I used a few different markers from the new set, and turned my background “blues” into this little illustration:
Silly, yes. Fun, yes. Chaotic, yes. It does reflect what I “saw” in the background, and I enjoyed making more crazy marks to bring out that vision.
I don’t know how long these manic feelings will last, and I do hope that as life settles back into a comfortable new routine for my husband and me the chaos I’ve felt will gradually bring about a bit of order. It’s mind-boggling to see what disarray I can create in my studio in such a short time.
Until then, where I go next with my madness remains to be seen. I do feel a bit crazy. Sometimes I get frantic, and I have to make marks. There are times when I rub my hands together in glee and contemplate what new “art experiments” I might try, and as wild as it’s all been, it’s incredible to look around my studio and see wondrous new possibilities everywhere around me.
Like that old painting on my easel in the corner, the one I wasn’t happy with before, the one I’ve been practicing glazing techniques on.
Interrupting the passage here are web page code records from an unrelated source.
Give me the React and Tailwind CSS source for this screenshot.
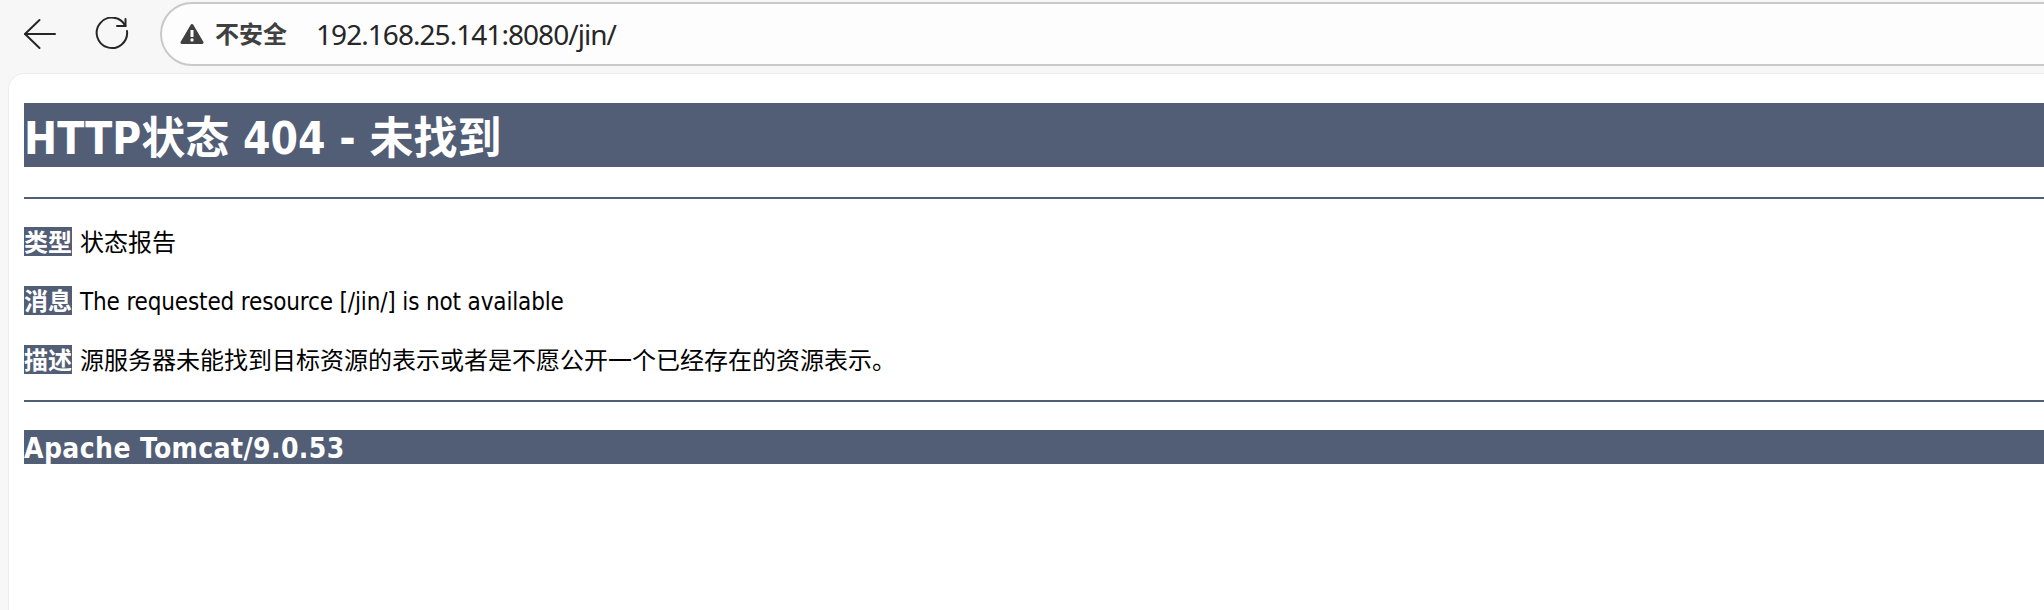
import React from 'react';

const pageFont = 'font-["DejaVu_Sans_Condensed","Noto_Sans_CJK_SC",sans-serif]';

function BackIcon() {
  return (
    <svg width="34" height="32" viewBox="0 0 34 32" fill="none" stroke="#262626" strokeWidth="2" strokeLinecap="round" strokeLinejoin="round">
      <path d="M16.5 2 2 16l14.5 14" />
      <path d="M2 16h30" />
    </svg>
  );
}

function ReloadIcon() {
  return (
    <svg width="34" height="34" viewBox="0 0 34 34" fill="none" stroke="#262626" strokeWidth="2" strokeLinecap="round" strokeLinejoin="round">
      <path d="M32 14A15.2 15.2 0 1 1 30.5 9" />
      <path d="M30.5 2V9H22" />
    </svg>
  );
}

function WarnIcon() {
  return (
    <svg width="24" height="22" viewBox="0 0 24 22">
      <path d="M12 2.5 22 19.5H2z" fill="#404040" stroke="#404040" strokeWidth="3" strokeLinejoin="round" />
      <rect x="10.5" y="7" width="3" height="7" rx="0.5" fill="#fdfdfd" />
      <circle cx="12" cy="17" r="1.7" fill="#fdfdfd" />
    </svg>
  );
}

function Row({ tag, className = '', children }) {
  return (
    <div className="flex gap-2 h-[29px] text-[24px] leading-[33px] text-black">
      <span className="h-[29px] bg-[#525d76] text-white font-bold">{tag}</span>
      <span className={className}>{children}</span>
    </div>
  );
}

export default function App() {
  return (
    <div className={`h-[610px] w-[2044px] overflow-hidden bg-[#f7f7f7] ${pageFont}`}>
      <div className='h-[73px] flex items-start pt-[2px] font-["Noto_Sans","Noto_Sans_CJK_SC",sans-serif]'>
        <div className="ml-[23px] mt-[16px] w-[34px]"><BackIcon /></div>
        <div className="ml-[38px] mt-[15px] w-[34px]"><ReloadIcon /></div>
        <div className="ml-[31px] h-[64px] flex-1 -mr-[60px] flex items-center rounded-l-full border-2 border-[#c9c9c9] bg-[#fdfdfd]">
          <div className="ml-[18px]"><WarnIcon /></div>
          <span className="ml-[11px] w-[72px] text-[24px] font-bold text-[#404040] whitespace-nowrap">不安全</span>
          <span className="ml-[29px] text-[28px] tracking-[-0.95px] text-[#262626]">192.168.25.141:8080/jin/</span>
        </div>
      </div>
      <div className="ml-2 h-[537px] rounded-tl-[16px] border-l border-t border-[#ececec] bg-white pl-[15px] pt-[29px]">
        <h1 className="h-[64px] bg-[#525d76] text-[44px] leading-[71px] font-bold text-white">HTTP状态 404 - 未找到</h1>
        <div className="mt-[30px] h-[2px] bg-[#525d76]" />
        <div className="mt-[28px] flex flex-col gap-[30px]">
          <Row tag="类型">状态报告</Row>
          <Row tag="消息" className="tracking-[-0.15px]">The requested resource [/jin/] is not available</Row>
          <Row tag="描述">源服务器未能找到目标资源的表示或者是不愿公开一个已经存在的资源表示。</Row>
        </div>
        <div className="mt-[26px] h-[2px] bg-[#525d76]" />
        <h3 className="mt-[28px] h-[34px] bg-[#525d76] text-[28px] leading-[38px] tracking-[0.4px] font-bold text-white">Apache Tomcat/9.0.53</h3>
      </div>
    </div>
  );
}
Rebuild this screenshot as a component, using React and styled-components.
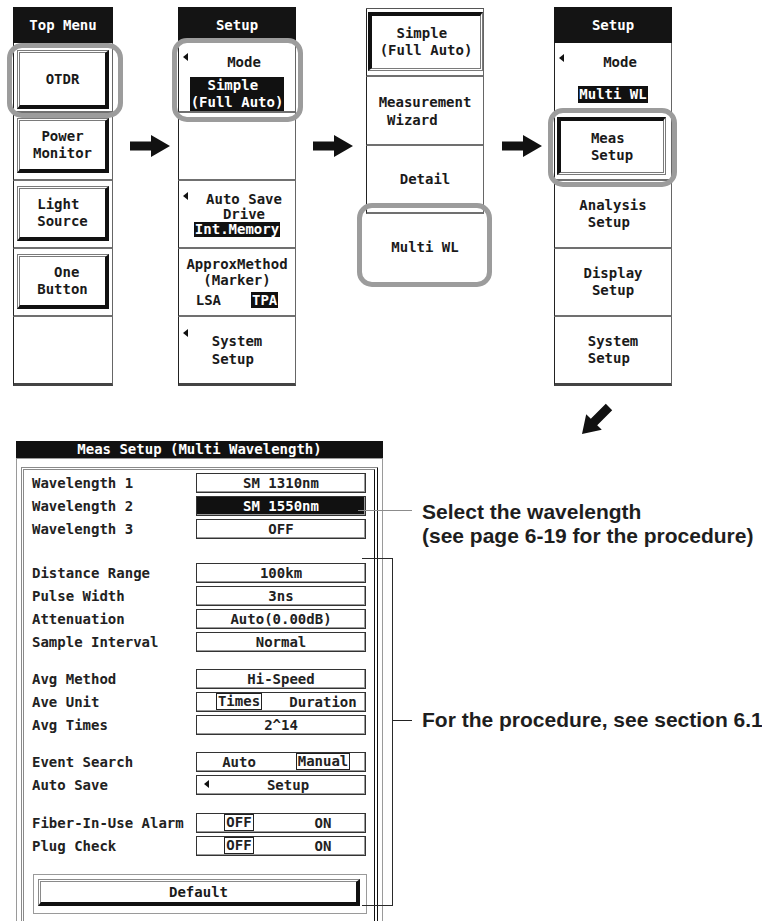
import React from "react";
import styled, { createGlobalStyle, css } from "styled-components";

const GlobalStyle = createGlobalStyle`
  html, body {
    margin: 0;
    padding: 0;
    background: #fff;
  }
  body {
    width: 762px;
    height: 921px;
    overflow: hidden;
    font-family: "DejaVu Sans Mono", "Liberation Mono", monospace;
    font-size: 14px;
    font-weight: bold;
    color: #1a1a1a;
  }
  * { box-sizing: border-box; }
`;

const Page = styled.div`
  width: 762px;
  height: 921px;
  overflow: hidden;
  background: #fff;
`;

/* ---------- top row of soft-key menus ---------- */

const TopRow = styled.div`
  display: flex;
  align-items: flex-start;
  padding: 7px 0 0 13px;
`;

const Panel = styled.div`
  flex: none;
  width: ${(p) => p.$w}px;
  margin-left: ${(p) => p.$ml || 0}px;
  margin-top: ${(p) => p.$mt || 0}px;
  display: flex;
  flex-direction: column;
  ${(p) => p.$framed && css`border-top: 1px solid #555;`}
`;

const Header = styled.div`
  height: 36px;
  background: #141414;
  color: #fff;
  display: flex;
  align-items: center;
  justify-content: center;
`;

const Section = styled.div`
  position: relative;
  height: ${(p) => p.$h}px;
  border-left: 1px solid #222;
  border-right: 1px solid #666;
  border-bottom: ${(p) => (p.$last ? "3px solid #444" : "2px solid #707070")};
  display: flex;
  flex-direction: column;
  align-items: center;
  justify-content: ${(p) => (p.$pad ? "flex-start" : "center")};
  padding-top: ${(p) => p.$pad || 0}px;
  ${(p) => p.$bare && css`border-color: transparent;`}
`;

const Key = styled.div`
  align-self: stretch;
  flex: 1;
  margin: ${(p) => p.$m || "5px 3px 6px 3px"};
  display: flex;
  align-items: center;
  justify-content: center;
  ${(p) =>
    p.$pressed
      ? css`
          border-top: 4px solid #111;
          border-left: 4px solid #111;
          border-right: 3px double #7a7a7a;
          border-bottom: 3px double #7a7a7a;
        `
      : css`
          border-top: 3px double #7a7a7a;
          border-left: 3px double #7a7a7a;
          border-right: 4px solid #111;
          border-bottom: 4px solid #111;
        `}
`;

const Ring = styled.div`
  position: absolute;
  top: ${(p) => p.$t}px;
  right: ${(p) => p.$r}px;
  bottom: ${(p) => p.$b}px;
  left: ${(p) => p.$l}px;
  border: 5px solid #9c9c9c;
  border-radius: 15px;
  z-index: 2;
  pointer-events: none;
`;

const Pointer = styled.span`
  position: absolute;
  left: ${(p) => p.$x ?? 4}px;
  top: ${(p) => p.$y ?? 10}px;
  width: 0;
  height: 0;
  border-top: 4.5px solid transparent;
  border-bottom: 4.5px solid transparent;
  border-right: 5px solid #111;
`;

const Text = styled.div`
  display: inline-block;
  white-space: pre;
  text-align: ${(p) => p.$align || "left"};
  line-height: ${(p) => p.$lh || 17}px;
  padding-left: ${(p) => p.$shift || 0}px;
  margin-top: ${(p) => p.$mt || 0}px;
`;

const Inverse = styled.span`
  display: inline-block;
  white-space: pre;
  text-align: left;
  background: #111;
  color: #fff;
  line-height: ${(p) => p.$lh || 17}px;
  padding: 0 1px;
`;

const ValueSlot = styled.div`
  height: 34px;
  margin-top: 7px;
  display: flex;
  align-items: center;
  justify-content: center;
`;

const ChoiceRow = styled.div`
  display: flex;
  align-items: center;
  gap: 30px;
  margin-top: 4px;
  line-height: 16px;
`;

const ArrowSvg = styled.svg`
  flex: none;
  margin-top: 128px;
  margin-left: ${(p) => p.$ml}px;
`;

function Arrow({ ml }) {
  return (
    <ArrowSvg $ml={ml} width="40" height="22" viewBox="0 0 40 22">
      <polygon points="0,6.5 21,6.5 21,0 40,11 21,22 21,15.5 0,15.5" fill="#111" />
    </ArrowSvg>
  );
}

function Lines({ lines, align, lh, shift }) {
  return (
    <Text $align={align} $lh={lh} $shift={shift}>
      {lines.join("\n")}
    </Text>
  );
}

const SECTIONS = [70, 68, 68, 68, 69];

function TopMenu() {
  return (
    <Panel $w={100}>
      <Header>Top Menu</Header>
      <Section $h={SECTIONS[0]}>
        <Key $m="7px 3px 2px 3px">
          <Lines lines={["OTDR"]} />
        </Key>
        <Ring $t={0} $r={-11} $b={-7} $l={-7} />
      </Section>
      <Section $h={SECTIONS[1]}>
        <Key>
          <Lines lines={[" Power", "Monitor"]} />
        </Key>
      </Section>
      <Section $h={SECTIONS[2]}>
        <Key>
          <Lines lines={["Light", "Source"]} />
        </Key>
      </Section>
      <Section $h={SECTIONS[3]}>
        <Key>
          <Lines lines={["  One", "Button"]} />
        </Key>
      </Section>
      <Section $h={SECTIONS[4]} $last />
    </Panel>
  );
}

function SetupMenu() {
  return (
    <Panel $w={118} $ml={8}>
      <Header>Setup</Header>
      <Section $h={SECTIONS[0]} $pad={11}>
        <Pointer $y={10} />
        <Text $lh={16} $shift={14}>Mode</Text>
        <ValueSlot>
          <Inverse>{"  Simple\n(Full Auto)"}</Inverse>
        </ValueSlot>
        <Ring $t={-5} $r={-8} $b={-11} $l={-7} />
      </Section>
      <Section $h={SECTIONS[1]} />
      <Section $h={SECTIONS[2]}>
        <Pointer $y={11} />
        <Text $lh={15} $shift={14} $align="center">{"Auto Save\nDrive"}</Text>
        <Inverse $lh={15}>Int.Memory</Inverse>
      </Section>
      <Section $h={SECTIONS[3]}>
        <Text $lh={16} $align="center">{"ApproxMethod\n(Marker)"}</Text>
        <ChoiceRow>
          <span>LSA</span>
          <Inverse $lh={16}>TPA</Inverse>
        </ChoiceRow>
      </Section>
      <Section $h={SECTIONS[4]} $last>
        <Pointer $y={12} />
        <Lines lines={["System", "Setup"]} lh={18} />
      </Section>
    </Panel>
  );
}

function ModeMenu() {
  return (
    <Panel $w={118} $ml={13} $mt={1} $framed>
      <Section $h={68}>
        <Key $pressed $m="3px 0 4px 1px">
          <Lines lines={["  Simple", "(Full Auto)"]} />
        </Key>
      </Section>
      <Section $h={69}>
        <Lines lines={["Measurement", " Wizard"]} lh={18} />
      </Section>
      <Section $h={68}>
        <Lines lines={["Detail"]} />
      </Section>
      <Section $h={69} $bare>
        <Lines lines={["Multi WL"]} />
        <Ring $t={-11} $r={-9} $b={-6} $l={-10} />
      </Section>
    </Panel>
  );
}

function MultiSetupMenu() {
  return (
    <Panel $w={118} $ml={12}>
      <Header>Setup</Header>
      <Section $h={SECTIONS[0]} $pad={11}>
        <Pointer $y={11} />
        <Text $lh={16} $shift={14}>Mode</Text>
        <ValueSlot>
          <Inverse>Multi WL</Inverse>
        </ValueSlot>
      </Section>
      <Section $h={SECTIONS[1]}>
        <Key $pressed $m="4px 5px 4px 2px">
          <Lines lines={["Meas", "Setup"]} />
        </Key>
        <Ring $t={-5} $r={-6} $b={-8} $l={-7} />
      </Section>
      <Section $h={SECTIONS[2]}>
        <Lines lines={["Analysis", " Setup"]} />
      </Section>
      <Section $h={SECTIONS[3]}>
        <Lines lines={["Display", " Setup"]} />
      </Section>
      <Section $h={SECTIONS[4]} $last>
        <Lines lines={["System", "Setup"]} />
      </Section>
    </Panel>
  );
}

const DiagRow = styled.div`
  padding-left: 581px;
  margin-top: 17px;
  height: 32px;
`;

/* ---------- Meas Setup dialog ---------- */

const BottomArea = styled.div`
  position: relative;
  display: flex;
  align-items: flex-start;
  margin-top: 6px;
`;

const Dialog = styled.div`
  flex: none;
  width: 367px;
  margin-left: 16px;
  display: flex;
  flex-direction: column;
`;

const DialogTitle = styled.div`
  height: 17px;
  background: #111;
  color: #fff;
  text-align: center;
  line-height: 17px;
`;

const DialogBody = styled.div`
  border-top: 1px solid #9a9a9a;
  border-left: 1px solid #9a9a9a;
  border-right: 1px solid #9a9a9a;
  padding: 8px 4px 0 4px;
  height: 470px;
`;

const Frame = styled.div`
  height: 100%;
  border-top: 3px double #8a8a8a;
  border-left: 3px double #8a8a8a;
  border-right: 4px double #111;
  padding: 1px 8px 0 8px;
`;

const Group = styled.div`
  margin-top: ${(p) => p.$gap || 0}px;
`;

const Row = styled.div`
  height: 23px;
  display: flex;
  align-items: center;
`;

const RowLabel = styled.div`
  flex: 1;
  white-space: pre;
  color: #222;
`;

const Field = styled.div`
  position: relative;
  flex: none;
  width: 170px;
  height: 20px;
  border: 1px solid #333;
  box-shadow: inset -1px -1px 0 #9a9a9a;
  display: flex;
  align-items: center;
  justify-content: center;
  line-height: 16px;
  padding-left: ${(p) => p.$shift || 0}px;
  background: ${(p) => (p.$inverse ? "#111" : "#fff")};
  color: ${(p) => (p.$inverse ? "#fff" : "#222")};
`;

const Half = styled.div`
  flex: 1;
  display: flex;
  justify-content: center;
`;

const Chip = styled.span`
  border: 1px solid #222;
  line-height: 15px;
  padding: 0 1px;
`;

const ButtonWell = styled.div`
  margin: 17px -1px 0 1px;
  height: 40px;
  border: 1px solid #9a9a9a;
  padding: 4px 6px 7px 4px;
`;

const DefaultKey = styled.div`
  height: 27px;
  border-top: 3px double #8a8a8a;
  border-left: 3px double #8a8a8a;
  border-right: 4px solid #111;
  border-bottom: 4px solid #111;
  display: flex;
  align-items: center;
  justify-content: center;
`;

/* ---------- callouts ---------- */

const Notes = styled.div`
  flex: 1;
  padding: 59px 0 0 39px;
  font-family: "Liberation Sans", Arial, sans-serif;
  font-weight: bold;
  font-size: 21px;
  line-height: 24px;
  color: #1e1e1e;
  white-space: nowrap;
`;

const Note = styled.div`
  margin-top: ${(p) => p.$mt || 0}px;
`;

const Leader = styled.div`
  position: absolute;
  left: ${(p) => p.$x}px;
  top: ${(p) => p.$y}px;
  width: ${(p) => p.$w}px;
  border-top: 1px solid ${(p) => p.$color || "#222"};
  z-index: 3;
`;

const Bracket = styled.div`
  position: absolute;
  left: 362px;
  top: 117px;
  width: 31px;
  height: 348px;
  border: 1px solid #2a2a2a;
  border-left: none;
  z-index: 3;
`;

const ROWS = [
  {
    gap: 0,
    rows: [
      ["Wavelength 1", <Field key="a">SM 1310nm</Field>],
      ["Wavelength 2", <Field key="a" $inverse>SM 1550nm</Field>],
      ["Wavelength 3", <Field key="a">OFF</Field>],
    ],
  },
  {
    gap: 21,
    rows: [
      ["Distance Range", <Field key="a">100km</Field>],
      ["Pulse Width", <Field key="a">3ns</Field>],
      ["Attenuation", <Field key="a">Auto(0.00dB)</Field>],
      ["Sample Interval", <Field key="a">Normal</Field>],
    ],
  },
  {
    gap: 14,
    rows: [
      ["Avg Method", <Field key="a">Hi-Speed</Field>],
      [
        "Ave Unit",
        <Field key="a">
          <Half><Chip>Times</Chip></Half>
          <Half>Duration</Half>
        </Field>,
      ],
      ["Avg Times", <Field key="a">2^14</Field>],
    ],
  },
  {
    gap: 14,
    rows: [
      [
        "Event Search",
        <Field key="a">
          <Half>Auto</Half>
          <Half><Chip>Manual</Chip></Half>
        </Field>,
      ],
      [
        "Auto Save",
        <Field key="a" $shift={14}>
          <Pointer $x={7} $y={4.5} />
          Setup
        </Field>,
      ],
    ],
  },
  {
    gap: 15,
    rows: [
      [
        "Fiber-In-Use Alarm",
        <Field key="a">
          <Half><Chip>OFF</Chip></Half>
          <Half>ON</Half>
        </Field>,
      ],
      [
        "Plug Check",
        <Field key="a">
          <Half><Chip>OFF</Chip></Half>
          <Half>ON</Half>
        </Field>,
      ],
    ],
  },
];

export default function App() {
  return (
    <Page>
      <GlobalStyle />
      <TopRow>
        <TopMenu />
        <Arrow ml={17} />
        <SetupMenu />
        <Arrow ml={17} />
        <ModeMenu />
        <Arrow ml={18} />
        <MultiSetupMenu />
      </TopRow>

      <DiagRow>
        <svg width="32" height="32" viewBox="0 0 32 32">
          <polygon
            points="1,31 20.8,26.8 16.2,22.2 31.2,7.2 24.8,0.8 9.8,15.8 5.2,11.2"
            fill="#111"
          />
        </svg>
      </DiagRow>

      <BottomArea>
        <Dialog>
          <DialogTitle>Meas Setup (Multi Wavelength)</DialogTitle>
          <DialogBody>
            <Frame>
              {ROWS.map((g, i) => (
                <Group key={i} $gap={g.gap}>
                  {g.rows.map(([label, field]) => (
                    <Row key={label}>
                      <RowLabel>{label}</RowLabel>
                      {field}
                    </Row>
                  ))}
                </Group>
              ))}
              <ButtonWell>
                <DefaultKey>Default</DefaultKey>
              </ButtonWell>
            </Frame>
          </DialogBody>
        </Dialog>

        <Notes>
          <Note>
            Select the wavelength
            <br />
            (see page 6-19 for the procedure)
          </Note>
          <Note $mt={160}>For the procedure, see section 6.1</Note>
        </Notes>

        <Leader $x={358} $y={69} $w={54} $color="#8c8c8c" />
        <Bracket />
        <Leader $x={393} $y={279} $w={19} />
      </BottomArea>
    </Page>
  );
}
It’s beginning to look different now, or maybe I’m just seeing it differently. There are possibilities there.
It’s bizarre, actually, to look around and see all the drawings and paintings I’ve been making and recognize the new sense of freedom they represent. I’m definitely in the process of learning to express myself in different ways, and maybe the “retirement” changes and disruptions were just what I needed to push me over some brink, out of some box, off on an exciting new pathway.
Chaos may feel a bit uncertain, but it feels exciting, too.